Tahun baru datang lagi. Masyarakat dunia kembali sibuk
mengadakan pelbagai kegiatan untuk menyambut tahun baru. Di Ibukota Jakarta
misalnya, panggung-panggung hiburan disediakan di berbagai tempat.
Trompet-trompet sudah mulai ditiup, walaupun resminya tengah malam pukul 00.00.
saat pergantian tahun. Masyarakat tumpah ruah meninggalkan rumah masing-masing
menuju tempat-tempat diselenggarakannya acara menyambut tahun baru..
Ringkasnya, malam tahun baru disambut dengan sukacita. Apalagi kali ini
Gubernur DKI Jokowi berduet dengan Rhoma Irama, berdangdut ria.
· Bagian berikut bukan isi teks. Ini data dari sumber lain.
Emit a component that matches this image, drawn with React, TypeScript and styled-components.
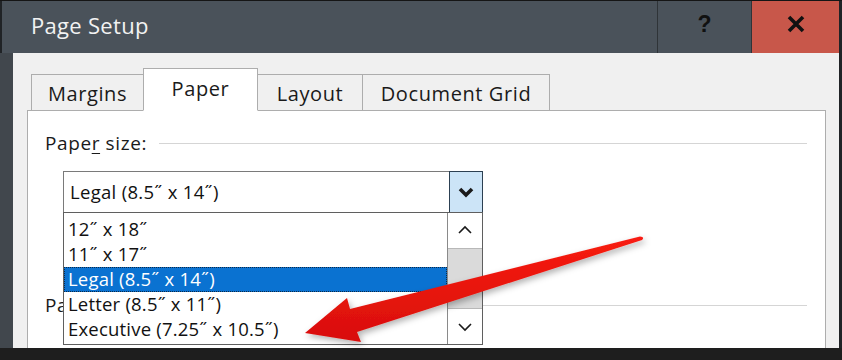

Sebegitu jauh tidak ada yang tahu mengapa tahun baru
disambut dengan meriah yang tentu menggunakan biaya tidak sedikit. Disambut
atau tidak, tahun baru datang juga. Gembira atau tidak, tahun baru tetap
datang. Dulu, tahun baru hanya dirayakan secara terbatas, oleh kalangan
tertentu di tempat-tempat tertentu pula. Tahun 70an Gubernur DKI Ali Sadikin
memberi kesempatan kepada masyarakat umum ikut bergembira dengan mendirikan pangung-panggung
hiburan di sepanjang jalan Thamrin. Gagasan Ali Sadikin itulah yang diteruskan
sampai sekarang.
Ciri utama menyambut kehadiran tahun baru adalah dengan
meniup terompet, bukan berdangdut ria. Dan meniup terompet itu sebetulnya
adalah pelaksanaan ibadah masyarakat Yahudi. Dalam kitab Taurat disebutkan,
“Katakanlah kepada orang Israel dalam bulan ke 7 pada tanggal 1 bulan itu,
haruslah kamu mengadakan hari perhentian penuh yang diperingati dengan meniup
sangkakala, yakni hari pertemuan kudus.” Karena itulah ada ulama mengharamkan
perayaan tahun baru dengan alas an mengikuti ibadah non Muslim. Arab Saudi
bahkan mengeluarkan fatwa resmi yang mengharamkan perayaan tahun baru. Syekh
Yusuf al Qaradhawi dari Mesir juga berpendapat yang sama. Bagi yang mengharamkan
perayaan tahun baru, selain kitab Taurat juga berpegang pada hadis Nabi
Muhammad SAW yang berbunyi, “Barangsiapa yang menyerupai suatu kaum, maka ia
termasuk dalam golongan kaum itu.” (Riwayat Imam Ahmad)
Bagaimana Indonesia? Sebagai negara berpenduduk Islam
terbesar di dunia perlu pula menentukan sikap. MUI perlu mengeluarkan
fatwa agar ke depan, orang Islam tidak
usah ikut-ikutan merayakan tahun baru Masehi. Dana milyaran rupiah yang
dihamburkan di malam tahun baru dapat digunakan untuk membantu fakir miskin
yang jumlahnya puluhan juta jiwa itu dan memperbaiki infrastruktur yang rusak
untuk meningkatkan kesejahteraan rakyat.